Letter from the editor: The plight of one’s digital footprint and its influence at the Iowa State Daily

Alex Connor

It’s a series of events that feel all too familiar in a digital era that has engulfed and challenged the way our society feels, manages, believes and acts — especially when the path forward is one rife with confusion, polarization and oftentimes harmful rhetoric.

A tweet of an explicit or offensive nature is sent, or perhaps dug up after years of being weighed down by Twitter replies and mentions. It gains popularity and media attention because the tweet in question is associated with someone of notoriety or interest to the public at large.

Sometimes it results in termination, such as the case of “Guardians of the Galaxy” director James Gunn, who from 2009 to 2012, tweeted a series of “jokes” that were abusive and pedophilic in nature. According to Disney, the “offensive attitudes and statements discovered on James’ Twitter feed are indefensible and inconsistent with our studio’s values.”

And while a public apology by the individual involved almost always occurs, the ensuing consequence of termination isn’t always the case.

Just one week after Gunn’s removal, old tweets that were trite with racist language and homophobic slurs from Washington Nationals shortstop Trea Turner resurfaced. Yet, he continues to play today.

And while the Nationals released a statement denouncing the comments as a reflection of the club, he was allowed to continue to play because his “comments are not indicative of how he has conducted himself while part of our team,” said Nationals general manager Mike Rizzo.

Other players in the National Baseball League, too, were discovered to have made insensitive and bigoted tweets while in high school — Josh Hader and Sean Newcomb issuing apologies yet facing no serious repercussions or consequences.

And as journalists, we navigate this shifting digital climate with eyes wide-open. We are often the first to report on these tweets when they resurface, feeding into the desire of the public to better understand the complexities of the situation.

Yet what remains to be lost on not only the public figures, influencers and politicians, but also the journalists navigating this intrepid digital environment, is the digital footprint we leave behind.

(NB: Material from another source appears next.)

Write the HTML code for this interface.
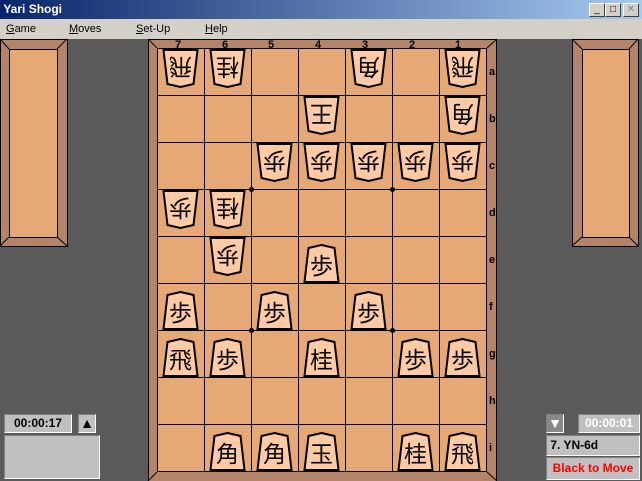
<!DOCTYPE html><html><head><style>
body{margin:0;width:642px;height:481px;overflow:hidden;background:#5a5a5a;font-family:"Liberation Sans",sans-serif}
.t{position:absolute;left:0;top:0;width:642px;height:19px;background:linear-gradient(90deg,#0a246a,#a6caf0);color:#fff;font-weight:bold;font-size:12px;line-height:19px}
.m{position:absolute;left:0;top:19px;width:642px;height:20px;background:#d4d0c8;font-size:11px;line-height:20px}
.m span{position:absolute;top:0}
.b{position:absolute;width:14px;height:12px;top:3px;background:#d4d0c8;border:1px solid;border-color:#fff #404040 #404040 #fff;font-size:10px;line-height:11px;text-align:center;color:#000}
.box{position:absolute;background:#c0c0c0;border:1px solid;border-color:#808080 #fff #fff #808080;font-size:12px;font-weight:bold}
</style></head><body>
<div class="t">&nbsp;Yari Shogi</div>
<div class="b" style="left:589px">_</div><div class="b" style="left:605px">□</div><div class="b" style="left:623px;color:#888">✕</div>
<div class="m"><span style="left:6px"><u>G</u>ame</span><span style="left:69px"><u>M</u>oves</span><span style="left:136px"><u>S</u>et-Up</span><span style="left:205px"><u>H</u>elp</span></div>
<svg width="642" height="481" style="position:absolute;left:0;top:0" font-family="Liberation Sans,Noto Sans CJK JP,sans-serif">
<g stroke="#000" stroke-width="1">
<rect x="0.5" y="39.5" width="67" height="207" fill="#b4846a"/><rect x="9.5" y="49.5" width="48" height="188" fill="#e6a874"/>
<path d="M0 39L9 49M67 39L57 49M0 246L9 237M67 246L57 237"/>
<rect x="572.5" y="39.5" width="66" height="207" fill="#b4846a"/><rect x="582.5" y="49.5" width="47" height="188" fill="#e6a874"/>
<path d="M572 39L582 49M638 39L629 49M572 246L582 237M638 246L629 237"/>
<rect x="148.5" y="39.5" width="348" height="445" fill="#b4846a"/>
<rect x="157.5" y="48.5" width="329" height="423" fill="#e6a874"/>
<path d="M148 39L157 48M497 39L487 48M148 481L157 472M497 481L487 472"/>
<path d="M204.5 48V472M251.5 48V472M298.5 48V472M345.5 48V472M392.5 48V472M439.5 48V472M157 95.5H487M157 142.5H487M157 189.5H487M157 236.5H487M157 283.5H487M157 330.5H487M157 377.5H487M157 424.5H487"/>
</g>
<g fill="#000"><circle cx="251.5" cy="189.5" r="2.5"/><circle cx="392.5" cy="189.5" r="2.5"/><circle cx="251.5" cy="330.5" r="2.5"/><circle cx="392.5" cy="330.5" r="2.5"/></g>
<g font-size="11" font-weight="bold" text-anchor="middle"><text x="178" y="48">7</text><text x="225" y="48">6</text><text x="271" y="48">5</text><text x="318" y="48">4</text><text x="365" y="48">3</text><text x="412" y="48">2</text><text x="458" y="48">1</text></g>
<g font-size="11" font-weight="bold"><text x="489" y="75">a</text><text x="489" y="122">b</text><text x="489" y="169">c</text><text x="489" y="216">d</text><text x="489" y="263">e</text><text x="489" y="310">f</text><text x="489" y="357">g</text><text x="489" y="404">h</text><text x="489" y="451">i</text></g>
<g id="p"></g>
</svg>
<div class="box" style="left:4px;top:414px;width:66px;height:17px;text-align:center;line-height:17px">00:00:17</div>
<div class="box" style="left:78px;top:414px;width:16px;height:17px;font-size:14px;text-align:center;line-height:16px">▲</div>
<div class="box" style="left:4px;top:435px;width:94px;height:42px"></div>
<div class="box" style="left:546px;top:414px;width:16px;height:17px;text-align:center;line-height:16px;color:#fff;font-size:14px;background:#888">▼</div>
<div class="box" style="left:578px;top:414px;width:60px;height:17px;text-align:center;line-height:17px;color:#fff">00:00:01</div>
<div class="box" style="left:546px;top:435px;width:92px;height:19px;line-height:19px">&nbsp;7. YN-6d</div>
<div class="box" style="left:546px;top:457px;width:92px;height:21px;line-height:20px;text-align:center;color:#f00">Black to Move</div>
<script>
var P=[[0,0,'飛',1],[1,0,'桂',1],[4,0,'角',1],[6,0,'飛',1],[3,1,'王',1],[6,1,'角',1],
[2,2,'歩',1],[3,2,'歩',1],[4,2,'歩',1],[5,2,'歩',1],[6,2,'歩',1],[0,3,'歩',1],[1,3,'桂',1],[1,4,'歩',1],[3,4,'歩',0],
[0,5,'歩',0],[2,5,'歩',0],[4,5,'歩',0],[0,6,'飛',0],[1,6,'歩',0],[3,6,'桂',0],[5,6,'歩',0],[6,6,'歩',0],
[1,8,'角',0],[2,8,'角',0],[3,8,'玉',0],[5,8,'桂',0],[6,8,'飛',0]];
var s='';P.forEach(function(q){var cx=157+47*q[0]+23.5,ty=48+47*q[1];
if(q[3]){s+='<polygon points="'+(cx-17)+','+(ty+2)+' '+(cx+17)+','+(ty+2)+' '+(cx+13)+','+(ty+36)+' '+cx+','+(ty+39)+' '+(cx-13)+','+(ty+36)+'" fill="#ffcaa4" stroke="#000" stroke-width="2"/><text x="'+cx+'" y="'+(ty+19)+'" font-size="23" text-anchor="middle" transform="rotate(180 '+cx+' '+(ty+19)+')" dy="8">'+q[2]+'</text>';}
else{s+='<polygon points="'+cx+','+(ty+9)+' '+(cx+13)+','+(ty+12)+' '+(cx+17)+','+(ty+46)+' '+(cx-17)+','+(ty+46)+' '+(cx-13)+','+(ty+12)+'" fill="#ffcaa4" stroke="#000" stroke-width="2"/><text x="'+cx+'" y="'+(ty+38)+'" font-size="23" text-anchor="middle">'+q[2]+'</text>';}});
document.getElementById('p').innerHTML=s;
</script>
</body></html>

While the constant necessity to adapt and challenge our perceptions of what digital technology has to contribute, like a thriving, diverse and complex media environment, it can also swallow and consume content at an alarming rate.

And just because we may feel our social media is a changing reflection of who we understand ourselves to be, it also permeates ideologies and beliefs that may be inconsistent with the values we hold today.

But the harmful rhetoric and serious weight of previous actions cannot just be ignored. The sheer existence of words that are used to add to the historic systems that society has created to marginalize and oppress underrepresented communities and identities cannot, nor should not, be brushed aside.

I write all this to preface what I must tell you, our readers — the Iowa State Daily is not exempt from this invasive existence of our past selves and the digital permanence of previously held ignorant beliefs that are detrimental and dangerous to growth at both an individual and institutional level.

On Tuesday, I learned that in 2014, one of the Iowa State Daily’s top editors published tweets that were sexist and racist in nature.

While the editor was a high school senior and did not work at the Daily at the time the tweets were published, the words used by the editor were disrespectful, bigoted and ignorant. The editor has since resigned from the position.

I felt that it was important to be transparent with you, our readers, about this incident and to let you know that we have taken both internal, and external, measures to ensure that we can turn this into a learning experience for the betterment of the Iowa State Daily staff and Ames community.

We intend to form a diversity and inclusion committee to take a critical look at our policy, as well as organize more all-staff training opportunities so that we are not only educating our staffers on how to be better journalists but also people that can better understand perspectives and express empathy with those separate from their own experiences and identities.

As journalists, one of the greatest responsibilities we are privileged to have is the ability to share the stories of others but to do so we must first understand the implications of our own backgrounds, beliefs and biases. As students, we are privileged to live and work in a higher education environment that allows for and advocates for our growth on a daily basis.

In our line of work especially, both as students and journalists, we commonly use words — stringing together sentences with the intent to drive dialogue, promote critical thinking and encourage the free and open discussion of ideas and beliefs within our community.

And these words, the ones that we value so dearly, carry weight. In our field, we understand the impact our words can have both in a positive and a negative way — how we can help, but also harm.

As journalists we falter. We are not without human error or fault. Implicit biases that we may not identify with today, or have overcome, may still haunt who we are or who we’ve grown to be.

But growth should not be at the expense of our community.